Dados de diversos institutos demonstram que a patologia do ativismo presidencial vai além da América Latina ou do Brasil, tendendo a ser uma patologia global. Isto porque, desde os anos noventa 36 regimes democráticos foram rompidos e iniciados processos de autocracias.
Atualmente, apenas 32 países são classificados como democracias consolidadas, e 87 países com fortes governos nacionalistas (autocracias eleitorais ou fechadas. Esta terceira onda de autocracias, é marcada pela forte capacidade de transformar as garantias constitucionais em meramente aparentes.
De acordo com os pesquisadores, a transformação ou combate ao ativismo presidencial pode ser promovida através da cultura da paz, nos moldes preceituados pelas Nações Unidas para garantir a e existência pacífica dos direitos humanos e fundamentais assim como o fortalecimento da democracia.
Esse programa, embora seja baseado em um sistema internacional e relativamente recente, (resolução da ONU nº 53/243, de 1999), ele se concentra não apenas na paz internacional. É focado principalmente na educação e nas políticas públicas que podem ser aplicadas de forma construtiva para garantir direitos.

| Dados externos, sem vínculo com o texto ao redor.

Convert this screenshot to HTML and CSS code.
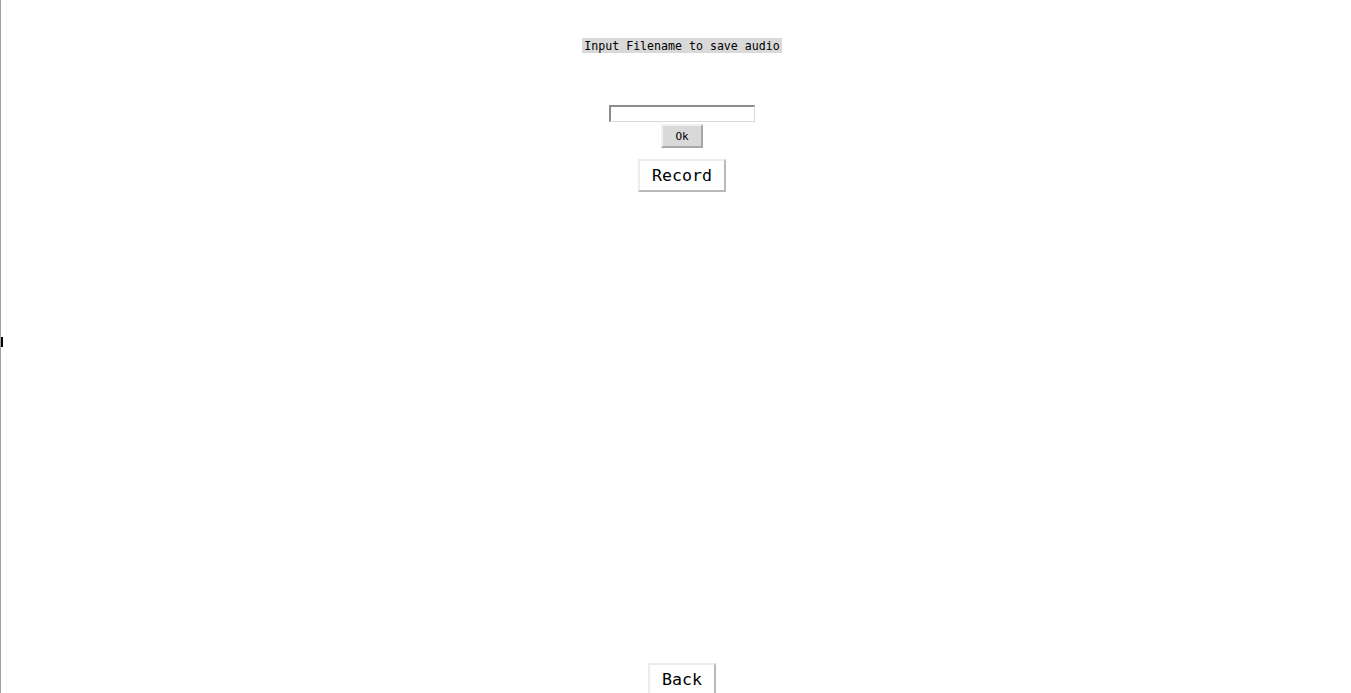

A cultura da paz ao promover a democracia tem com clareza o fortalecimento das instituições democráticas, dos diversos poderes e da participação plena no processo de desenvolvimento de uma sociedade melhor.
Essa promoção, de valores historicamente atribuídos ao Neoconstitucionalismo, como a dignidade da pessoa humana e a limitação de poderes, proposta pela ONU, revela que seu papel tem sido cada vez mais orientar aspecto internos e constitucionais que contribuem para uma sociedade global mais igualitária, segura e melhor.
O trabalho final irá compor livro editado em língua portuguesa e inglesa, com publicação prevista para o final de 2021.